North Korea hasn’t done anything differently than they’ve been doing for decades: Making noise and lobbing missiles into the ocean. While their military is large, they haven’t made any new moves that would warrant changing our posture, and provoking them from this state of détente would result in millions of lives lost in both North and South Korea (as well as any other country dumb enough to jump in to the fray). And according to Trading Economics, their 2015 GDP was only $16.1 billion (just over 1% of South Korea’s $1,378 billion GDP that year), so they’re hardly a force to be reckoned with economically. So why now?
According to Martenson, his best guess is that (a) we need someone to be scared of, since Americans didn’t take the bait on the Russian bogeyman; (b) we wanted to sell and install a THAAD missile system that most South Koreans don’t want; and (c) it helps as we renegotiate trade deals with South Korea. None of which is justifiable – it’s an insanely dangerous game to play – but that’s how the US rolls.
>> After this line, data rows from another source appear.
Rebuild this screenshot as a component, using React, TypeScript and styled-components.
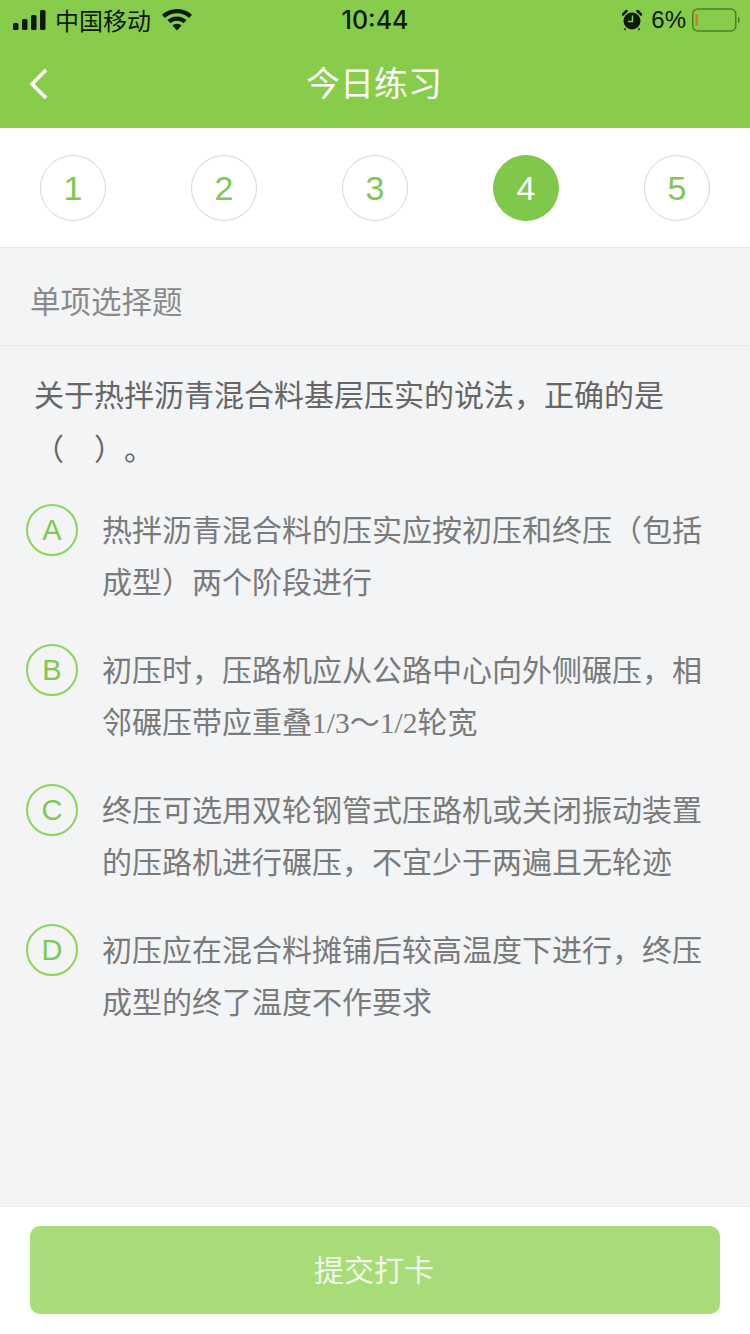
import styled, { createGlobalStyle } from "styled-components";

const GlobalStyle = createGlobalStyle`
  html, body {
    margin: 0;
    padding: 0;
    background: #f2f4f6;
  }
  * {
    box-sizing: border-box;
  }
`;

const CJK = `"Noto Sans CJK SC", sans-serif`;

const Page = styled.div`
  width: 750px;
  height: 1334px;
  display: flex;
  flex-direction: column;
  background-color: #f2f4f6;
  font-family: ${CJK};
  overflow: hidden;
`;

const Header = styled.header`
  height: 128px;
  background-color: #87cd4b;
  display: flex;
  flex-direction: column;
  flex-shrink: 0;
`;

const StatusBar = styled.div`
  height: 40px;
  display: grid;
  grid-template-columns: 1fr auto 1fr;
  align-items: center;
  color: #0c1a04;
`;

const StatusLeft = styled.div`
  display: flex;
  align-items: center;
  padding-left: 13px;
  gap: 9px;
`;

const StatusRight = styled.div`
  display: flex;
  align-items: center;
  justify-content: flex-end;
  padding-right: 10px;
`;

const Carrier = styled.span`
  font-size: 24px;
  line-height: 40px;
  font-weight: 400;
  margin-right: 2px;
`;

const Clock = styled.span`
  font-family: "Inter", "Liberation Sans", sans-serif;
  font-size: 25px;
  font-weight: 500;
  line-height: 40px;
`;

const Percent = styled.span`
  font-family: "Liberation Sans", sans-serif;
  font-size: 24px;
  line-height: 40px;
  margin: 0 6px 0 9px;
`;

const NavBar = styled.div`
  position: relative;
  flex: 1;
  display: flex;
  align-items: center;
  justify-content: center;
  padding: 0 2px 4px 0;
`;

const BackIcon = styled.svg`
  position: absolute;
  left: 29px;
  top: 28px;
`;

const Title = styled.h1`
  margin: 0;
  color: #fff;
  font-size: 34px;
  font-weight: 400;
  line-height: 84px;
`;

const StepBar = styled.div`
  height: 120px;
  flex-shrink: 0;
  background-color: #fff;
  border-bottom: 1px solid #e6e8ea;
  display: flex;
  align-items: flex-start;
  justify-content: space-between;
  padding: 27px 40px 0;
`;

const Step = styled.div<{ $active?: boolean }>`
  width: 66px;
  height: 66px;
  border-radius: 50%;
  display: flex;
  align-items: center;
  justify-content: center;
  font-family: "Liberation Sans", sans-serif;
  font-size: 34px;
  color: ${(p) => (p.$active ? "#fff" : "#80c850")};
  background-color: ${(p) => (p.$active ? "#7fc84a" : "#fff")};
  border: 1px solid ${(p) => (p.$active ? "#7fc84a" : "#d4d4d4")};
`;

const SectionLabel = styled.div`
  height: 98px;
  flex-shrink: 0;
  padding-left: 30px;
  font-size: 30.5px;
  line-height: 104px;
  color: #8a8a8a;
  border-bottom: 1px solid #e6e8ea;
`;

const Question = styled.p`
  margin: 20px 0 0;
  padding: 0 34px;
  font-size: 30px;
  line-height: 54px;
  color: #666;
  text-spacing-trim: space-all;
`;

const OptionList = styled.div`
  margin-top: 28px;
  display: flex;
  flex-direction: column;
  gap: 36px;
  padding: 0 26px;
`;

const Option = styled.div`
  display: flex;
  align-items: flex-start;
  gap: 24px;
`;

const Badge = styled.div`
  width: 52px;
  height: 52px;
  margin-top: 2px;
  flex-shrink: 0;
  border-radius: 50%;
  border: 2px solid #8ed35a;
  color: #80c850;
  display: flex;
  align-items: center;
  justify-content: center;
  font-family: "Liberation Sans", sans-serif;
  font-size: 29px;
`;

const OptionText = styled.div`
  font-size: 30px;
  line-height: 52px;
  color: #7a7a7a;
  width: 602px;
`;

const Serif = styled.span`
  font-family: "Liberation Serif", serif;
  font-size: 29.5px;
  line-height: 0;
`;

const Footer = styled.footer`
  margin-top: auto;
  height: 128px;
  flex-shrink: 0;
  background-color: #fff;
  border-top: 1px solid #eceeef;
  padding: 19px 30px 0;
`;

const SubmitButton = styled.button`
  width: 690px;
  height: 88px;
  padding: 0 2px 4px 0;
  border: none;
  border-radius: 10px;
  background-color: #a8dc78;
  color: #f2f9ea;
  font-family: ${CJK};
  font-size: 30px;
`;

const SignalIcon = () => (
  <svg width="33" height="20" viewBox="0 0 33 20" fill="#0c1a04">
    <rect x="0" y="13" width="5.500" height="7" rx="1.500" />
    <rect x="9" y="9" width="5.500" height="11" rx="1.500" />
    <rect x="18" y="5" width="5.500" height="15" rx="1.500" />
    <rect x="27" y="0" width="5.500" height="20" rx="1.500" />
  </svg>
);

const WifiIcon = () => (
  <svg width="30" height="22" viewBox="0 0 30 22" fill="#0c1a04">
    <path d="M15 0C9.200 0 4 2.200 0 5.800l2.900 3.100C6.100 6 10.300 4.200 15 4.200s8.900 1.800 12.100 4.700L30 5.800C26 2.200 20.800 0 15 0z" />
    <path d="M15 7.400c-3.700 0-7.100 1.400-9.600 3.700l3 3.200c1.800-1.600 4.100-2.600 6.600-2.600s4.800 1 6.600 2.600l3-3.200c-2.500-2.300-5.900-3.700-9.600-3.700z" />
    <path d="M15 14.800c-1.800 0-3.400.7-4.500 1.700L15 21.500l4.500-5c-1.100-1-2.700-1.700-4.500-1.700z" />
  </svg>
);

const AlarmIcon = () => (
  <svg width="20" height="22" viewBox="0 0 20 22">
    <circle cx="10" cy="12" r="8.500" fill="#0c1a04" />
    <path d="M1 5.500 4.500 2M19 5.500 15.500 2" stroke="#0c1a04" strokeWidth="2.500" strokeLinecap="round" />
    <path d="M3.500 19.500 2.500 21M16.500 19.500 17.500 21" stroke="#0c1a04" strokeWidth="1.500" />
    <path d="M10.500 6.500v6H6" fill="none" stroke="#87cd4b" strokeWidth="1.500" />
  </svg>
);

const BatteryIcon = () => (
  <svg width="48" height="24" viewBox="0 0 48 24">
    <rect x="0.750" y="1" width="43" height="22" rx="5" fill="none" stroke="#4f7f2a" strokeWidth="1.500" />
    <rect x="3.500" y="6" width="2.500" height="12" rx="1" fill="#d9772a" />
    <rect x="46" y="9" width="1.500" height="6" rx="0.750" fill="#4f7f2a" />
  </svg>
);

const steps = [1, 2, 3, 4, 5];

const options = [
  { key: "A", lines: <>热拌沥青混合料的压实应按初压和终压（包括<br />成型）两个阶段进行</> },
  { key: "B", lines: <>初压时，压路机应从公路中心向外侧碾压，相<br />邻碾压带应重叠<Serif>1/3</Serif>～<Serif>1/2</Serif>轮宽</> },
  { key: "C", lines: <>终压可选用双轮钢管式压路机或关闭振动装置<br />的压路机进行碾压，不宜少于两遍且无轮迹</> },
  { key: "D", lines: <>初压应在混合料摊铺后较高温度下进行，终压<br />成型的终了温度不作要求</> },
];

export default function App() {
  return (
    <Page>
      <GlobalStyle />
      <Header>
        <StatusBar>
          <StatusLeft>
            <SignalIcon />
            <Carrier>中国移动</Carrier>
            <WifiIcon />
          </StatusLeft>
          <Clock>10:44</Clock>
          <StatusRight>
            <AlarmIcon />
            <Percent>6%</Percent>
            <BatteryIcon />
          </StatusRight>
        </StatusBar>
        <NavBar>
          <BackIcon width="20" height="32" viewBox="0 0 20 32">
            <path d="M17 2 3 16l14 14" fill="none" stroke="#fff" strokeWidth="3.500" />
          </BackIcon>
          <Title>今日练习</Title>
        </NavBar>
      </Header>
      <StepBar>
        {steps.map((n) => (
          <Step key={n} $active={n === 4}>{n}</Step>
        ))}
      </StepBar>
      <SectionLabel>单项选择题</SectionLabel>
      <Question>
        关于热拌沥青混合料基层压实的说法，正确的是
        <br />
        （　）。
      </Question>
      <OptionList>
        {options.map((o) => (
          <Option key={o.key}>
            <Badge>{o.key}</Badge>
            <OptionText>{o.lines}</OptionText>
          </Option>
        ))}
      </OptionList>
      <Footer>
        <SubmitButton>提交打卡</SubmitButton>
      </Footer>
    </Page>
  );
}
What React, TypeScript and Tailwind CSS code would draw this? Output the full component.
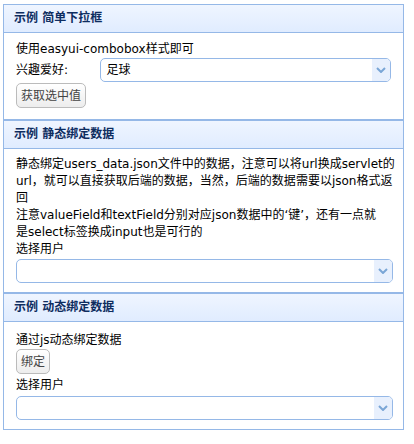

The biggest puzzle: With a threat of imminent war, how can the South Korean stock market actually be up 3%? Markets are supposed to hate uncertainty, and a hot war with North Korea would inevitably devastate much of the South. Martenson chalks it up to central banks gone wild, which is they only explanation that even comes close to making sense.
Let’s hope cooler heads prevail, and that the US finds something else to be scared of soon. There is nothing to be gained here, and tremendous amount to lose.